Bisnis.com, JAKARTA – Menuju Indonesia bebas emisi karbon 2060, perusahaan energi PT TBS Energy Utama Tbk. (TOBA) memulai langkahnya beralih ke energi baru terbarukan. Langkah ini juga untuk menangkap potensi menguntungkan dari perdagangan karbon di masa depan.
VP Director PT TBS Energy Utama Tbk. (TOBA) Pandu Patria Sjahrir mengatakan, sektor energi punya peran yang paling besar untuk mendapatkan keuntungan dari perdagangan karbon, dibandingkan dengan sektor lainnya.
Menangkap potensi yang ada, TOBA sudah mulai mengikuti UN Global Compact, dan menjalankan visi misi pemerintah untuk Net Zero carbon pada 2060.

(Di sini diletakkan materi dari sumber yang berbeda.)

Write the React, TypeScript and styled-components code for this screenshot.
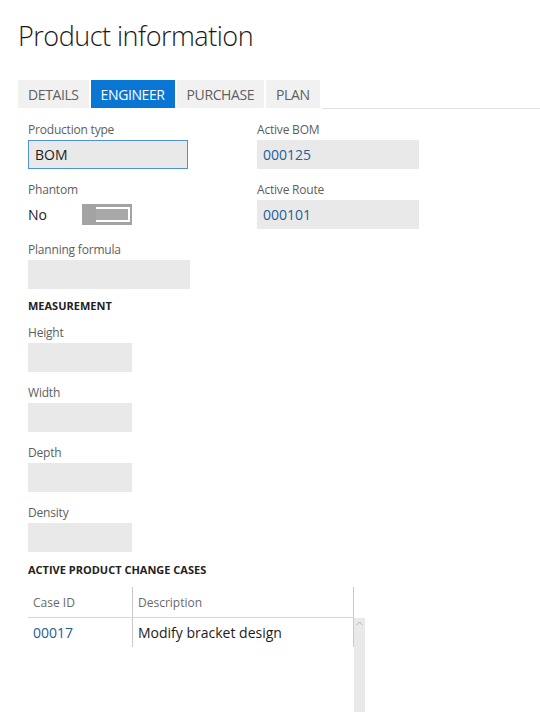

“Kita sedang melakukan reinvestasi bisnis kita ke green business dan renewable, 2026-2027 kita mulai tinggalkan batu bara, dan mulai melakukan compensation lewat program transisi energi untuk pembangkit listrik bertenaga batu bara, jadi harapannya 2030 sudah mencapai tahap net zero carbon,” kata Pandu, dalam webinar, Senin (20/6/2022).
Soal perdagangan karbon, Pandu menilai potensi pasarnya cukup luar biasa di masa depan meskipun per hari ini masih relatif kecil. Salah satu masalahnya adalah soal kepatuhan dan belum ada aturan yang berlaku.
“Indonesia ada potensi, menjadi pasar market karbon terbesar dunia, karena tanah kita salah satu paling besar dan posisi kita sangat strategis. Saya merasa bahwa ini memang agresif climate goal ini ada beberapa perusahaan 21 persen dari 2.000 perusahaan yang sudah mulai berkomitmen untuk melakukan Net Zero Target, dengan tindakan ini harapannya bisa membawa perubahan yang cukup besar,” ujarnya.
Baca Juga
Selain itu, Pandu menuturkan bahwa permintaan perdagangan karbon akan semakin besar, sementara Indonesia juga menarik sebagai potensi penghasil carbon credit terbesar secara global. Setelah bergabung dengan GOTO, Pandu juga menyebut langsung ada permintaan.
Dengan semua aktivitas ini, otomatis akan menghasilkan carbon credit dan akan menjadi pendapatan tambahan bagi TOBA.
Selain menguntungkan, keputusan melakukan perubahan ke bisnis energi terbarukan juga didasari dengan kondisi lingkungan yang makin buruk. Hari ini, Senin (20/6/2022), Jakarta menduduki posisi pertama kota paling berpolusi di dunia.
“Saya dimarahin istri karena bisnis kita batu bara dan udara di Jakarta paling buruk di dunia, ini hal yang bikin kami merasa, kol kita nggak melakukan sesuatu. Saya banyak invest di perusahaan teknologi, harusnya bisa lakukan sesuatu,” ungkapnya.
Dia mengatakan, perubahan ke arah energi terbarukan adalah suatu hal yang pasti terjadi, apalagi makin maju, urusan orang bukan hanya mencari isi perut, tapi juga mencari kualitas hidup, termasuk kualitas udara.
“Karena menghirup udara Jakarta itu berpotensi mengurangi ekspektasi hidup 6,5 tahun, itu kan produktivitas menghilang, kehilangan untuk ekonomi,” kata dia.